Jenny Slate's "Stage Fright"
Jenny Slate is a funny Jewish woman. The end. Thanks for coming folks, byeeee!
I’m just messing with you. But I was dead serious about that first part: Jenny Slate is a funny Jewish woman. This has never been more evident than in her newest Netflix special, Stage Fright, which is part stand-up comedy, part documentary. While “funny” might be the first word I’d use to describe this special, the second word I’d use is “generous.”
Many comedians weave their personal experiences into their comedy, but few bare their souls as completely as Slate does in her special. In addition to countless funny bits like: “When I was younger I looked almost exactly like Anne Frank, and I was incredibly stuck up about it;” or, “I don’t know if anyone here is a sucker like me and does those barre classes where you’re supposed to sculpt your clit into an ancient arrowhead or whatever;” and, “The synagogue I went to as a kid looked like a Chinese restaurant from the 70s with no windows...” Slate gets real about her family, her fears, her divorce, and much more.
Stage Fright is really a Slate family affair. In between segments of pure stand-up are documentary-style scenes in which Slate talks to her parents, her two sisters, and her two grandmothers. Watching the documentary portions, you start to realize that Slate isn’t just giving us a window into where her jokes come from; she’s giving us a window into where she comes from. In one of my favorite moments, Slate gives us a tour of her grandmother’s closet. She pulls out an Oscar de la Renta nightgown and, turning to the camera, says: “Nana Connie’s not sleeping in bullsh*t.” This leads into a very sweet montage of Slate trying on and modeling some of Nana Connie’s dresses, much to her mother and grandmother’s delight. I felt privileged to witness this intimate family moment among three generations of women, and grateful to Slate, and her family, for their willingness to share it with the world.
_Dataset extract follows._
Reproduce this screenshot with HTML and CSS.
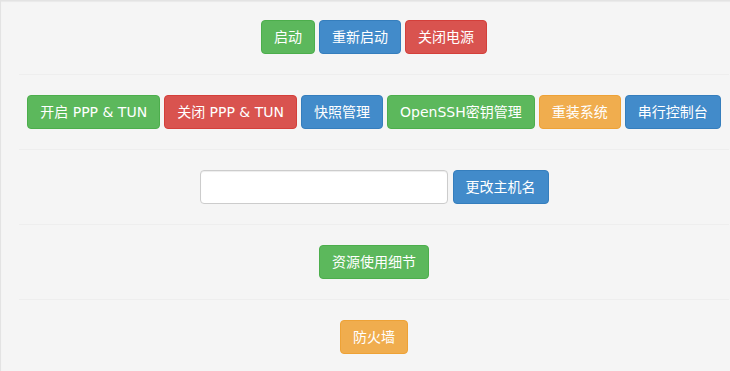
FILE: index.html
```html
<!DOCTYPE html>
<html lang="zh-CN">
<head>
    <meta charset="UTF-8">
    <meta name="viewport" content="width=device-width, initial-scale=1.0">
    <title>服务器管理</title>
    <link rel="stylesheet" href="styles.css">
</head>
<body>
    <div class="well">
        <div class="row">
            <button class="btn btn-success">启动</button>
            <button class="btn btn-primary">重新启动</button>
            <button class="btn btn-danger">关闭电源</button>
        </div>
        <hr>
        <div class="row">
            <button class="btn btn-success">开启 PPP &amp; TUN</button>
            <button class="btn btn-danger">关闭 PPP &amp; TUN</button>
            <button class="btn btn-primary">快照管理</button>
            <button class="btn btn-success">OpenSSH密钥管理</button>
            <button class="btn btn-warning">重装系统</button>
            <button class="btn btn-primary">串行控制台</button>
        </div>
        <hr>
        <div class="row row-form">
            <input type="text" class="form-control">
            <button class="btn btn-primary">更改主机名</button>
        </div>
        <hr>
        <div class="row">
            <button class="btn btn-success">资源使用细节</button>
        </div>
        <hr>
        <div class="row">
            <button class="btn btn-warning">防火墙</button>
        </div>
    </div>
</body>
</html>
```

FILE: styles.css
```css
*
{
    box-sizing: border-box;
}
html
{
    overflow: hidden;
}
body
{
    margin: 0;
    font-family: "DejaVu Sans", "Noto Sans CJK SC", sans-serif;
    font-size: 14px;
    line-height: 20px;
    color: #333;
    background: #fff;
}
.well
{
    width: 748px;
    min-height: 371px;
    padding: 19px 18px;
    background-color: #f5f5f5;
    border: 1px solid #e3e3e3;
    box-shadow: inset 0 1px 1px rgba(0, 0, 0, .05);
}
.row
{
    display: flex;
    justify-content: center;
    gap: 4px;
}
.row-form
{
    gap: 5px;
}
hr
{
    margin: 20px 0;
    border: 0;
    border-top: 1px solid #eee;
}
.btn
{
    display: inline-block;
    height: 34px;
    padding: 6px 12px;
    font-family: inherit;
    font-size: 14px;
    line-height: 20px;
    color: #fff;
    white-space: nowrap;
    border: 1px solid transparent;
    border-radius: 4px;
    cursor: pointer;
}
.btn-success
{
    background-color: #5cb85c;
    border-color: #4cae4c;
}
.btn-primary
{
    background-color: #428bca;
    border-color: #357ebd;
}
.btn-danger
{
    background-color: #d9534f;
    border-color: #d43f3a;
}
.btn-warning
{
    background-color: #f0ad4e;
    border-color: #eea236;
}
.form-control
{
    width: 248px;
    height: 34px;
    padding: 6px 12px;
    font-family: inherit;
    font-size: 14px;
    background: #fff;
    border: 1px solid #ccc;
    border-radius: 4px;
    box-shadow: inset 0 1px 1px rgba(0, 0, 0, .075);
}
```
The fact that Slate is so giving of herself in Stage Fright—that she introduces us to her family, that she sits with us as she reads from slips of paper in a box labeled “things that make me mad” from her teenage years, that she takes us on a tour of her childhood bedroom—makes sense when she explains the special’s namesake. When talking about the source of her stage fright, she says, “Right before I go onstage I’m presented with this essential question: Will they like me? And I know that they will once I start to talk, but I don’t earn the love unless I give something beautiful that goes out. So my stage fright comes from a deeper thing of exchange.”
Sorry, just had to go ugly cry in a corner for a sec. I’m back now. So, Slate’s stage fright—at least my interpretation of how she describes it—is rooted in fear that she might not give enough and that what she does give may not be worthy of love.
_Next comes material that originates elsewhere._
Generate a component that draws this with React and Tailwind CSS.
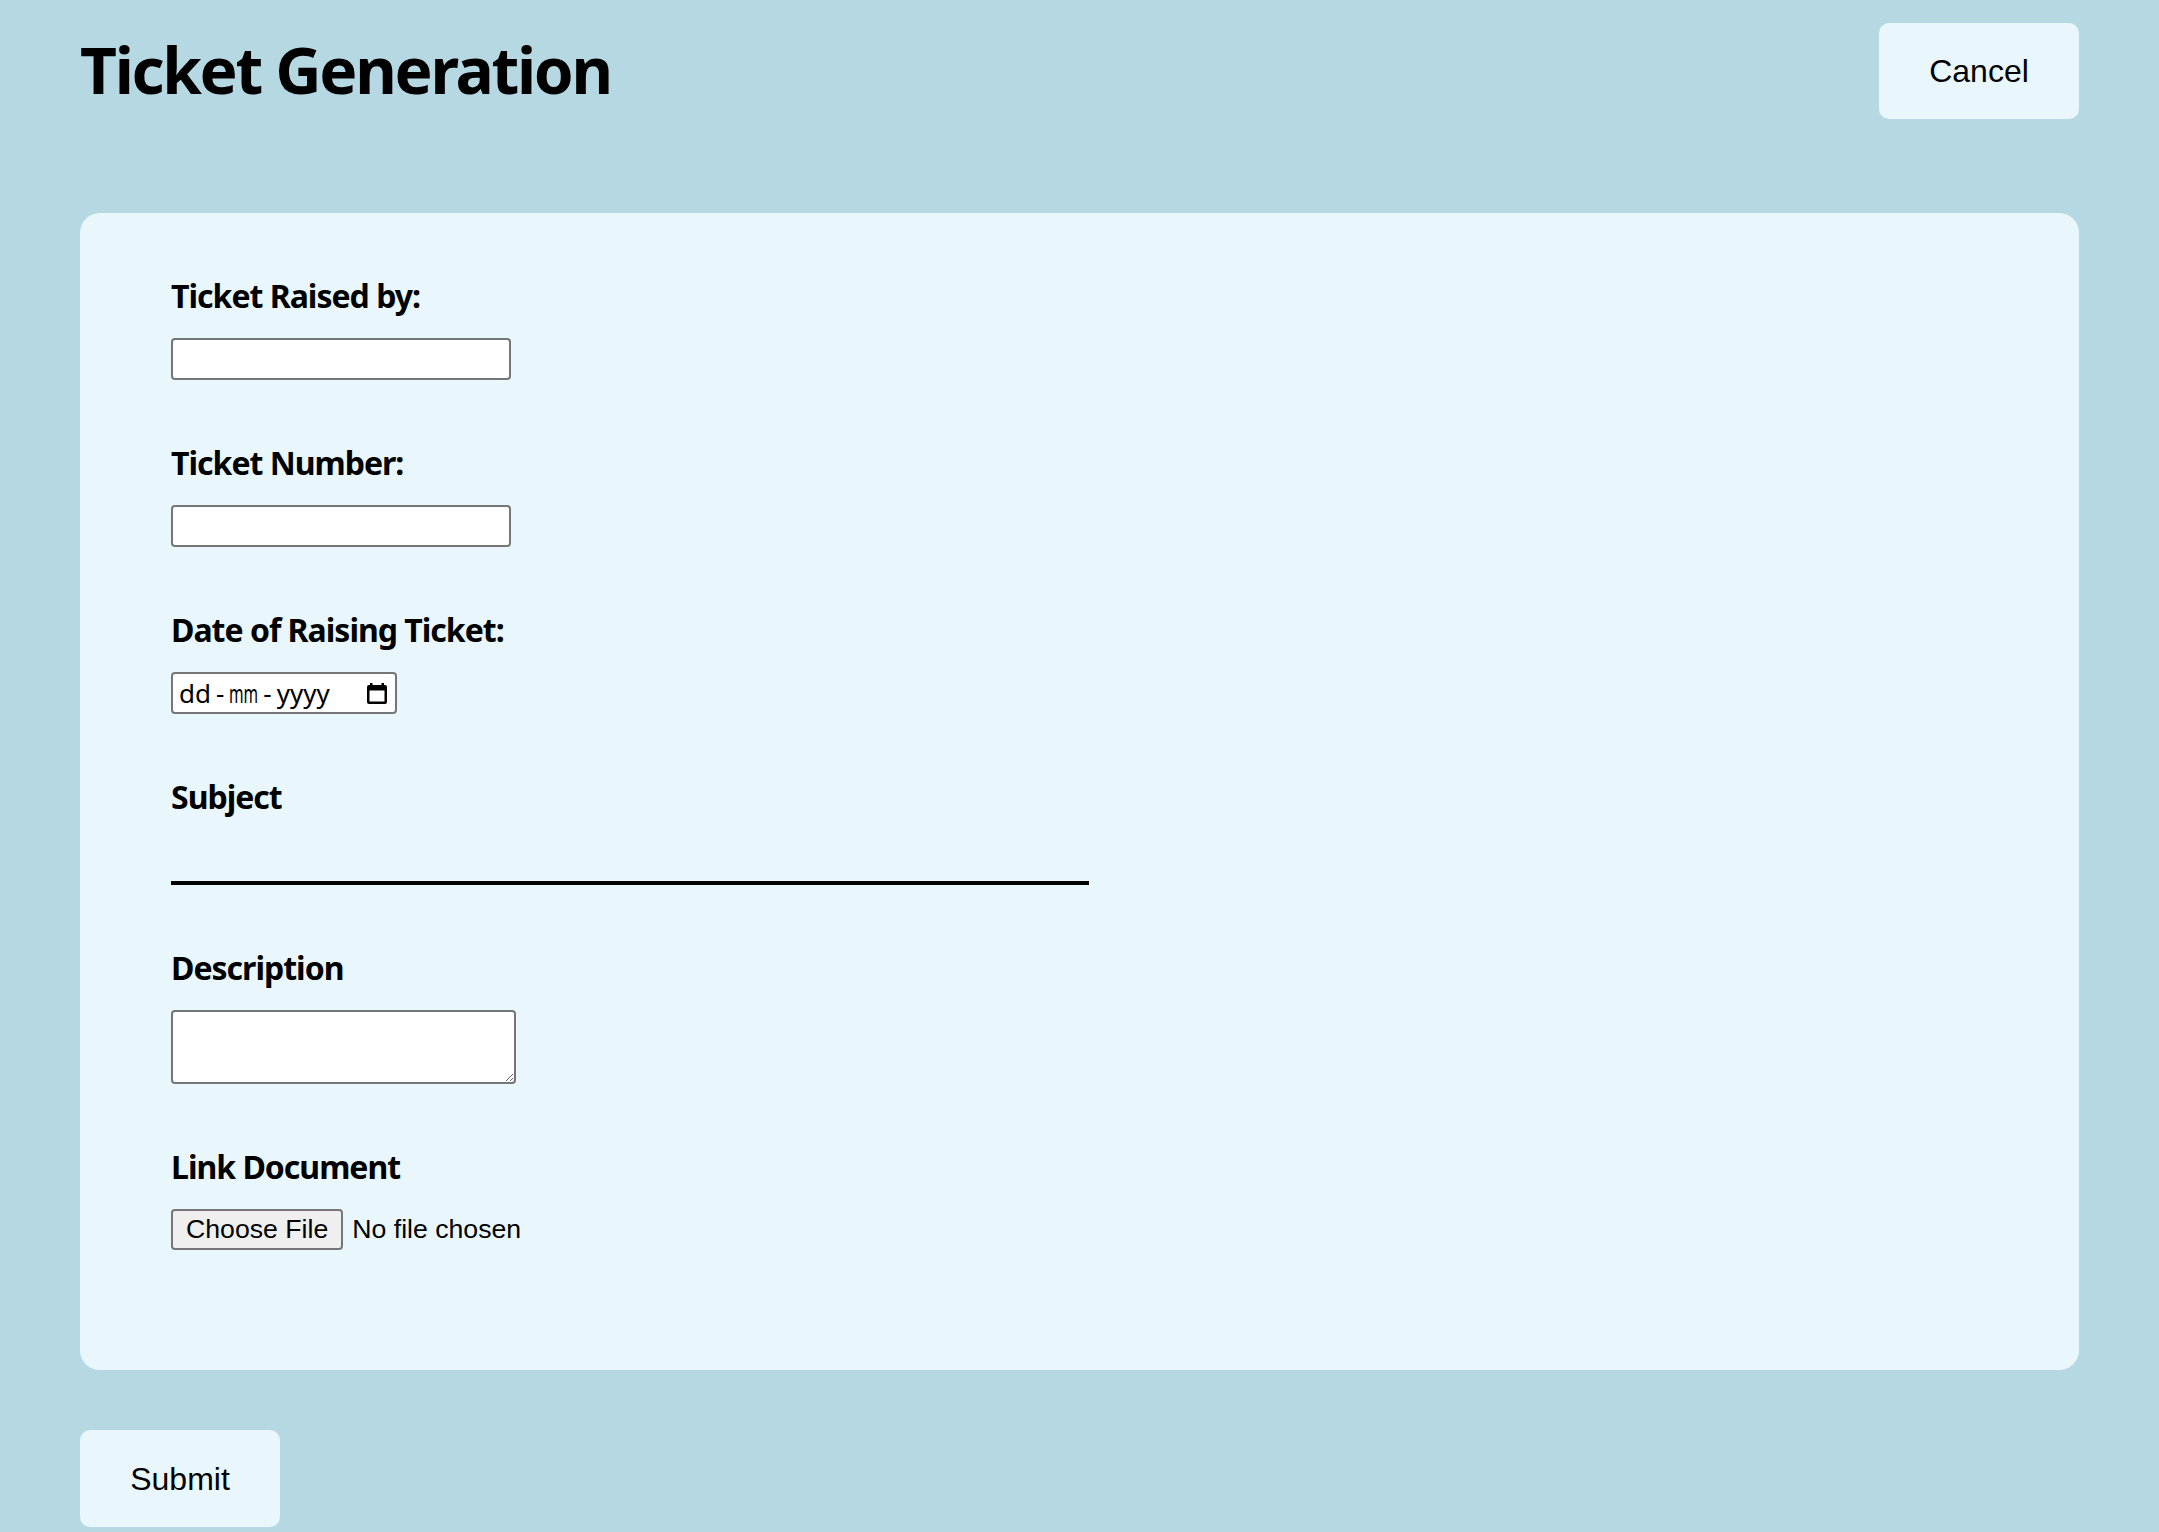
import React from 'react';

// Calendar glyph drawn like the browser's date picker indicator
const CalendarIcon = () => (
  <svg viewBox="0 0 20 21" className="w-[20px] h-[21px]" fill="currentColor">
    <path fillRule="evenodd" d="M2 2h16a2 2 0 0 1 2 2v15a2 2 0 0 1-2 2H2a2 2 0 0 1-2-2V4a2 2 0 0 1 2-2zM2.5 7.5v11h15v-11z" />
    <path d="M3 0h2.5v3H3zM14.5 0H17v3h-2.5z" />
  </svg>
);

const labelClass = "block text-[32px] leading-[44px] font-bold tracking-[-1px] text-black mb-[20px]";
const boxClass = "block bg-white border-2 border-[#767676] rounded-[4px] outline-none";

const Field = ({ label, children, first }) => (
  <div className={first ? "" : "mt-[61px]"}>
    <label className={labelClass}>{label}</label>
    {children}
  </div>
);

const App = () => {
  return (
    <div className="min-h-screen bg-[#b6d8e3] px-[80px] pt-[23px] pb-[6px]" style={{ fontFamily: '"Noto Sans", sans-serif' }}>
      {/* Header */}
      <div className="flex items-start justify-between">
        <h1 className="mt-[3px] text-[64px] leading-[88px] font-bold tracking-[-2.3px] text-black">Ticket Generation</h1>
        <button
          type="button"
          className="h-[96px] w-[200px] rounded-[10px] bg-[#e9f7fc] text-[32px] leading-[36px] text-black"
          style={{ fontFamily: '"Liberation Sans", Arial, sans-serif' }}
        >
          Cancel
        </button>
      </div>

      {/* Form card */}
      <div className="mt-[94px] rounded-[20px] bg-[#e9f7fc] pl-[91px] pt-[61px] pb-[120px]">
        <Field label="Ticket Raised by:" first>
          <input type="text" className={`${boxClass} w-[340px] h-[42px] px-[4px] text-[26.67px]`} />
        </Field>

        <Field label="Ticket Number:">
          <input type="text" className={`${boxClass} w-[340px] h-[42px] px-[4px] text-[26.67px]`} />
        </Field>

        <Field label="Date of Raising Ticket:">
          <div className={`${boxClass} w-[226px] h-[42px] flex items-center pl-[6px] pr-[8px] text-[26px] text-black`}>
            <span>dd</span>
            <span className="ml-[5px]">-</span>
            <span className="ml-[5px] inline-block w-[29px]">
              <span className="inline-block origin-left scale-x-[0.6]">mm</span>
            </span>
            <span className="ml-[5px]">-</span>
            <span className="ml-[5px]">yyyy</span>
            <span className="ml-auto flex items-center">
              <CalendarIcon />
            </span>
          </div>
        </Field>

        <Field label="Subject">
          <input type="text" className="block w-[918px] h-[46px] bg-transparent border-b-4 border-black outline-none text-[26.67px]" />
        </Field>

        <Field label="Description">
          <textarea className={`${boxClass} w-[345px] h-[74px] p-[4px] text-[26.67px]`} style={{ resize: 'both' }} />
        </Field>

        <Field label="Link Document">
          <div className="flex items-center text-[26.67px] text-black" style={{ fontFamily: '"Liberation Sans", Arial, sans-serif' }}>
            <button
              type="button"
              className="h-[41px] px-[13px] leading-[31px] bg-[#efefef] border-2 border-[#767676] rounded-[4px] text-black"
            >
              Choose File
            </button>
            <span className="ml-[9px] leading-[31px]">No file chosen</span>
          </div>
        </Field>
      </div>

      {/* Submit */}
      <button
        type="submit"
        className="mt-[60px] h-[97px] w-[200px] rounded-[10px] bg-[#e9f7fc] text-[32px] leading-[36px] text-black"
        style={{ fontFamily: '"Liberation Sans", Arial, sans-serif' }}
      >
        Submit
      </button>
    </div>
  );
};

export default App;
As Slate discusses her stage fright, my thoughts turn to the experience of womanhood. Women are socially conditioned to be givers and also to think that we can never give enough, or be enough. I mean, Shel Silverstein’s The Giving Tree was definitely an allegory about the relationship between women and the patriarchy, right? The tree (aka the woman) gives everything she has to the little boy (aka the patriarchy). At the very end when she’s quite literally given everything she can possibly give, he returns to ask for more. Instead of saying, “I’ve given you everything I have. Go away you greedy bastard,” she’s like, “Come sit on my face. It’s fine.”
Ok, I’ve gotten us into a deep, dark hole here, and I’m not quite sure how to get us out. It’s always a bit jarring when comedy spurs us to delve into really serious issues, right? You show up for some laughs but walk away with so much more than you bargained for.
Here’s how I’ll bring us out: Stage Fright is an awesome comedy special and you should watch it. It’s honestly really difficult to write about Slate’s comedy because so much of what makes it great is the layering she adds with her voice, her posture, her timing, and her body movements. I can’t do it justice in a blog post. You’ll laugh, you’ll think, you might cry, and I believe you’ll feel gratitude for Slate’s generosity and vulnerability. Let’s all commit to being more aware of the pressure on women to give of themselves, and to work on not asking for quite so much.